Our aim is to stimulate creation of the innovative new models of consumer behaviour which are required to succeed in emerging markets. To do this we will identify (in collaboration with companies) novel behavioural groups in emerging economies, via construction of a decision support and market segmentation platform that combines mass personal and transactional data, collaborative aggregation and crowd-sourced community verification. To achieve this requires a unique network of research skills and expertise – insight from UK industry, expertise from market intelligence providers and, vitally, a network of companies trading in those regions willing to collaborate via their behavioural datasets. The team that makes up this proposal are in a unique position to achieve this.
This is possible due to integration of:
The objective of this project is to address some of the systematic failures that UK Industry has suffered in its attempt to enter and share in the vast potential of emerging markets. Especially in the retail sector, it is not been possible to simply transplant domestic business models into developing economies (based as they are on widely divergent cultural, infrastructural and behavioural norms) (Eyring 2011). To flourish in the vast middle-market within emerging economies, companies must generate new strategic models, that centre on identifying, understanding and acting on the differing behavioural groups of their new customer base.

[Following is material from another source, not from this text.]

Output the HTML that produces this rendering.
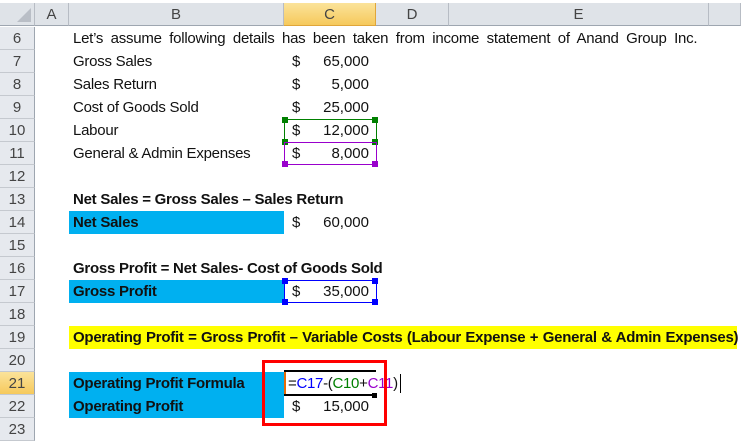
<!DOCTYPE html>
<html><head><meta charset="utf-8"><style>
body{margin:0;width:741px;height:442px;overflow:hidden;background:#fff;position:relative;font-family:"Liberation Sans",sans-serif;}
.a{position:absolute;}
.hd{position:absolute;top:3px;height:23px;background:#dfe3e8;border-right:1px solid #b7bcc4;border-bottom:1px solid #9ea6b0;color:#444;font-size:15px;text-align:center;line-height:24px;box-sizing:border-box;}
.rh{position:absolute;left:0;width:35px;height:23px;background:#e6e9ee;border-bottom:1px solid #c5c9cf;border-right:1px solid #9ea6b0;box-sizing:border-box;color:#444;font-size:15px;text-align:center;line-height:23px;}
.t{position:absolute;font-size:15px;line-height:23px;color:#111;white-space:nowrap;letter-spacing:-0.25px;}
.b{font-weight:bold;}
.d{position:absolute;left:292px;font-size:15px;line-height:23px;color:#111;}
.v{position:absolute;right:372px;font-size:15px;line-height:23px;color:#111;text-align:right;}
.h{position:absolute;width:6px;height:6px;}
</style></head><body>
<div class="a" style="left:0;top:0;width:741px;height:3px;background:#fff;border-bottom:1px solid #aaa"></div>
<div class="hd" style="left:0;width:35px;"><div style="position:absolute;right:3px;bottom:3px;width:0;height:0;border-left:14px solid transparent;border-bottom:14px solid #b9bec6"></div></div>
<div class="hd" style="left:35px;width:34px">A</div>
<div class="hd" style="left:69px;width:215px">B</div>
<div class="hd" style="left:284px;width:92px;background:linear-gradient(#fbe39a,#f6c95c);border-color:#e0a63a">C</div>
<div class="hd" style="left:376px;width:73px">D</div>
<div class="hd" style="left:449px;width:260px">E</div>
<div class="hd" style="left:709px;width:32px"></div>

<div class="rh" style="top:27px">6</div>
<div class="rh" style="top:50px">7</div>
<div class="rh" style="top:73px">8</div>
<div class="rh" style="top:96px">9</div>
<div class="rh" style="top:119px">10</div>
<div class="rh" style="top:142px">11</div>
<div class="rh" style="top:165px">12</div>
<div class="rh" style="top:188px">13</div>
<div class="rh" style="top:211px">14</div>
<div class="rh" style="top:234px">15</div>
<div class="rh" style="top:257px">16</div>
<div class="rh" style="top:280px">17</div>
<div class="rh" style="top:303px">18</div>
<div class="rh" style="top:326px">19</div>
<div class="rh" style="top:349px">20</div>
<div class="rh" style="top:372px;background:linear-gradient(#fbe39a,#f6c95c)">21</div>
<div class="rh" style="top:395px">22</div>
<div class="rh" style="top:418px">23</div>

<div class="a" style="left:69px;top:211px;width:215px;height:23px;background:#00b0f0"></div>
<div class="a" style="left:69px;top:280px;width:215px;height:23px;background:#00b0f0"></div>
<div class="a" style="left:69px;top:326px;width:668px;height:23px;background:#ffff00"></div>
<div class="a" style="left:69px;top:372px;width:215px;height:46px;background:#00b0f0"></div>

<div class="t" style="left:73px;top:27px;word-spacing:3.6px">Let’s assume following details has been taken from income statement of Anand Group Inc.</div>
<div class="t" style="left:73px;top:50px">Gross Sales</div>
<div class="t" style="left:73px;top:73px">Sales Return</div>
<div class="t" style="left:73px;top:96px">Cost of Goods Sold</div>
<div class="t" style="left:73px;top:119px">Labour</div>
<div class="t" style="left:73px;top:142px">General &amp; Admin Expenses</div>
<div class="t b" style="left:73px;top:188px">Net Sales = Gross Sales – Sales Return</div>
<div class="t b" style="left:73px;top:211px">Net Sales</div>
<div class="t b" style="left:73px;top:257px">Gross Profit = Net Sales- Cost of Goods Sold</div>
<div class="t b" style="left:73px;top:280px">Gross Profit</div>
<div class="t b" style="left:73px;top:326px;letter-spacing:-0.25px;word-spacing:0.5px">Operating Profit = Gross Profit – Variable Costs (Labour Expense + General &amp; Admin Expenses)</div>
<div class="t b" style="left:73px;top:372px">Operating Profit Formula</div>
<div class="t b" style="left:73px;top:395px">Operating Profit</div>

<div class="d" style="top:50px">$</div><div class="v" style="top:50px">65,000</div>
<div class="d" style="top:73px">$</div><div class="v" style="top:73px">5,000</div>
<div class="d" style="top:96px">$</div><div class="v" style="top:96px">25,000</div>
<div class="d" style="top:119px">$</div><div class="v" style="top:119px">12,000</div>
<div class="d" style="top:142px">$</div><div class="v" style="top:142px">8,000</div>
<div class="d" style="top:211px">$</div><div class="v" style="top:211px">60,000</div>
<div class="d" style="top:280px">$</div><div class="v" style="top:280px">35,000</div>
<div class="d" style="top:395px">$</div><div class="v" style="top:395px">15,000</div>

<div class="a" style="left:284px;top:119px;width:91px;height:22px;border:1px solid #008000"></div>
<div class="h" style="left:282px;top:117px;background:#008000"></div><div class="h" style="left:372px;top:117px;background:#008000"></div>
<div class="h" style="left:282px;top:139px;background:#008000"></div><div class="h" style="left:372px;top:139px;background:#008000"></div>
<div class="a" style="left:284px;top:142px;width:91px;height:21px;border:1px solid #9900cc"></div>
<div class="h" style="left:282px;top:161px;background:#9900cc"></div><div class="h" style="left:372px;top:161px;background:#9900cc"></div>
<div class="a" style="left:284px;top:280px;width:91px;height:21px;border:1px solid #0000ff"></div>
<div class="h" style="left:282px;top:278px;background:#0000ff"></div><div class="h" style="left:372px;top:278px;background:#0000ff"></div>
<div class="h" style="left:282px;top:299px;background:#0000ff"></div><div class="h" style="left:372px;top:299px;background:#0000ff"></div>

<div class="a" style="left:284px;top:370px;width:92px;height:2px;background:#000"></div>
<div class="a" style="left:284px;top:394px;width:88px;height:2px;background:#000"></div>
<div class="a" style="left:372px;top:393px;width:5px;height:5px;background:#000"></div>
<div class="a" style="left:284px;top:372px;width:2px;height:22px;background:#e36c09"></div>
<div class="t" style="left:288px;top:372px;letter-spacing:-0.3px">=<span style="color:#0000ff">C17</span>-(<span style="color:#008000">C10</span>+<span style="color:#9900cc">C11</span>)</div>
<div class="a" style="left:400px;top:374px;width:1px;height:19px;background:#000"></div>

<div class="a" style="left:262px;top:360px;width:119px;height:60px;border:3px solid #ff0000"></div>
</body></html>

However, actually doing this is not easy – the “geo-demographic classifications” firms traditionally use are very hard to come by in emerging markets, and the ability to perform situated studies in the field in order to understand the rich nature of local context is not always viable. We will move towards filling this gap through a combination of academic expertise; market intelligence expertise; and the combined experience of an extensive network of UK and international companies. In collaboration with partners in developing nations we will produce a platform that can provide information about these latent behavioural groups, based not on broad demographics, but on the untapped behavioural data streams that proliferate emerging economies.